States Due to Accept Tens of Millions from Purdue Pharma—for Lawyers, Not Victims

States, counties and tribes have welcomed Purdue Pharma's offer to cover their legal fees, while the firm's promised emergency fund for victims continues to stall.

Last month, Purdue Pharma offered $200 million in emergency funding to plaintiffs. It was an effort to tide over local governments that continue to spend millions of taxpayer dollars on opioid crisis mitigation after U.S. Bankruptcy Judge Robert Drain called for a temporary halt to litigation recently extended until April.

Purdue Pharma and the hundreds of tribes who have different ideas about how the money should be distributed are nowhere close to agreeing on a plan for the money, according to people familiar with the matter. Still, they organized around paying states' attorneys and other professionals working on the case in a matter of weeks.

"The money can be used to save lives today. That's what it should be used for," said Edward Neiger, the counsel for individual victims to Purdue's hallmark opioid OxyContin, who filed a complaint against Purdue's arrangement on Tuesday.

"Essentially what we're arguing is you're taking money away from the individual victims, you're giving it the states' and municipalities' lawyers, when those states and municipalities aren't doing anything for the individual victims," he continued.

Instead, the law dictates that the lawyers can be paid their tens of millions at the end of the case, so long as the court finds they made a substantial contribution, Neiger said.

Purdue to Pay Legal Fees for States
Purdue Pharma headquarters stands in downtown Stamford, Connecticut. Purdue Pharma, the maker of OxyContin, and its owners, the Sackler family, are facing hundreds of lawsuits across the country for the company's alleged role in the... Drew Angerer/Getty Images

Purdue Pharma offered its legal package alongside a request that the settling parties form a single committee, according to its October 29 motion, citing the administrative burden of individual negotiations with thousands of states, territories and other litigants.

The firm subsequently offered to pay that group's advisers, who would need to be "highly sophisticated" in order to navigate the "size and complexity" of the bankruptcy case and assist Purdue Pharma in building support among plaintiffs and negotiate settlement agreements, according to the motion.
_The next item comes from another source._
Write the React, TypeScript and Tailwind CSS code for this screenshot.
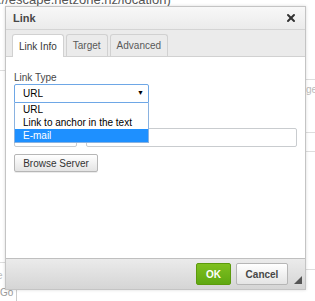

Absent this relief, the plaintiffs may be unable to retain all of the advisers they require, thus threatening Purdue Pharma's ability to negotiate a plan, the filing continued.

In turn, the plaintiffs selected firms Brown Rudnick LLP, Gilbert LLP, Kramer Levin Naftalis & Frankel LLP and Outterbourg PC as their legal counsel, which would be reimbursed at "their customary rates," according to the September 15 agreement with Purdue Pharma.

They can also retain a financial advisory firm, an investment banking firm and economic consultant company Compass Lexecon—"each on terms reasonably acceptable" to Purdue and its subsidiaries, according to the filing.

Purdue Pharma's representation Davis Polk & Wardwell LLP did not respond to requests for comment. The plaintiffs' firms also did not immediately respond to request for comment. Attempts to contact Brown Rudnick were unsuccessful.

Drain will decide the fate of the proposal at a hearing on November 19 in the United States Bankruptcy Court for the Southern District of New York at 10 a.m. ET.